Monday, September 25, 2017

Election Drama: Germany

This is an essay to kinda end the topic of the German election.

So last night, I sat and watched 2.5 hours of live public TV 'chatter' with two different forums.  Here were the journalists, and the six political parties.  It's safe to say that by the end....it was a miserable 2.5 hours to watch the bickering and arguments continue.  How Merkel can take the three associate partners (the CSU, the Greens and the FDP) and form a coalition government.....is beyond me.  It would take a painful amount of patience to sit and go through what amounts to 150-odd political positions and cabinet posts deals.

Then you come to the SPD's fall from grace.  For most of 2016, everyone led the general public on the idea that Sigmar Gabriel would be the guy running in 2017.  What you could note though.....throughout all of the 2015 and 2016....was continued interviews with Martin Schulz who was then the head of the EU in Brussels.  It wasn't just news programs that invited him in....even the entertainment show on public TV had interviews as well. It was more than obvious that the Party was preparing him for the big welcome and the position as Chancellor-candidate.

The switch from Gabriel to Schulz?  It came in late-December 2016, and the German news media came full-blast with interviews and peppy talk.  Everyone that talked....seemed thrilled.  In a matter of just ten days....a poll or two had occurred, and the SPD had suddenly climbed two or three points.  By the end of January...polls gave the SPD 29-percent.  By the end of February, the SPD were sitting at 31-percent and leading by one or two points over Merkel.

April came, and Merkel moved up five points....the SPD's Schulz was stalled at 30-percent.  May came, and there was a 12-point buffer between Merkel and Schulz.  The numbers were now locked in.  By late September, Schulz had hit most of rock-bottom with 16-point buffer between them.

Schulz fell because of three factors.  (1) He seemed to be some bureaucrat from the EU without much else than talk or promises.  (2)  He could not pick up the immigration topic.  On the handful of occasions that this did come up....he more or less was going to go the same route as Merkel. (3) When it was brought up about the coalition that the SPD would have.....early on, Schulz projected a SPD-Linke Party-Green Party team.  For a number of SPD members....having a seat at the table with the Greens was acceptable....but the Linke Party?  No.  People will be asked about this coalition topic and I think 10-percent of the traditional SPD-voters walked away to either the Green Party or FDP as an alternate situation.

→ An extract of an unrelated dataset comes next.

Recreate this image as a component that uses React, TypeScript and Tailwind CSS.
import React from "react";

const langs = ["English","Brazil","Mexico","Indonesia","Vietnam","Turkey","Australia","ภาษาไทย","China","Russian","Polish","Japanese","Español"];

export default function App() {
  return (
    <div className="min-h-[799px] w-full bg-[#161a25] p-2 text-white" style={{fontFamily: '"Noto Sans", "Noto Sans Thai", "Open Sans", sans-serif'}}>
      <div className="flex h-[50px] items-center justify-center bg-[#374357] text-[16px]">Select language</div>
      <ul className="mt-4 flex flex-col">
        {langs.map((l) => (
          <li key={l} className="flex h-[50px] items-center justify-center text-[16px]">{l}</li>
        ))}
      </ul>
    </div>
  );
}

If you were going to have the alternate-to-Merkel (Schulz) or Merkel herself......well, why vote for watered-down version of Merkel?

Now?  Schulz and the head members of the SPD say there is zero interest in partnering up with the CDU.  They want to be a real opposition member.

As for the Greens in the middle of this coalition business?  There are two factions of Greens.....the ones down in the states (Baden-Wurttemberg, Hessen, etc), and those at the national level (Berlin).  You generally get the impression that if you pulled just Greens from Hessen....this coalition business would be a simple task, and they'd be easy to work with.  The national folks have a different view of things.

After watching last night....I'd say that there is a 25-percent chance that this coalition-building exercise will fail.  The CDU will be given a fair amount of time (up to six weeks) to get the talks done.  If they reach the 2nd week of November without a done-deal?  Another election will likely occur....maybe in mid-January.

Oh, and as for all those votes for the AfD?  That came up last night.  They actually got 980,000 votes from the CDU (2013 voters).  470,000 voters came from the SPD (2013 voters).  40,000 voters came from the Greens (go imagine that trend).  400,000 voters came from the Linke Party.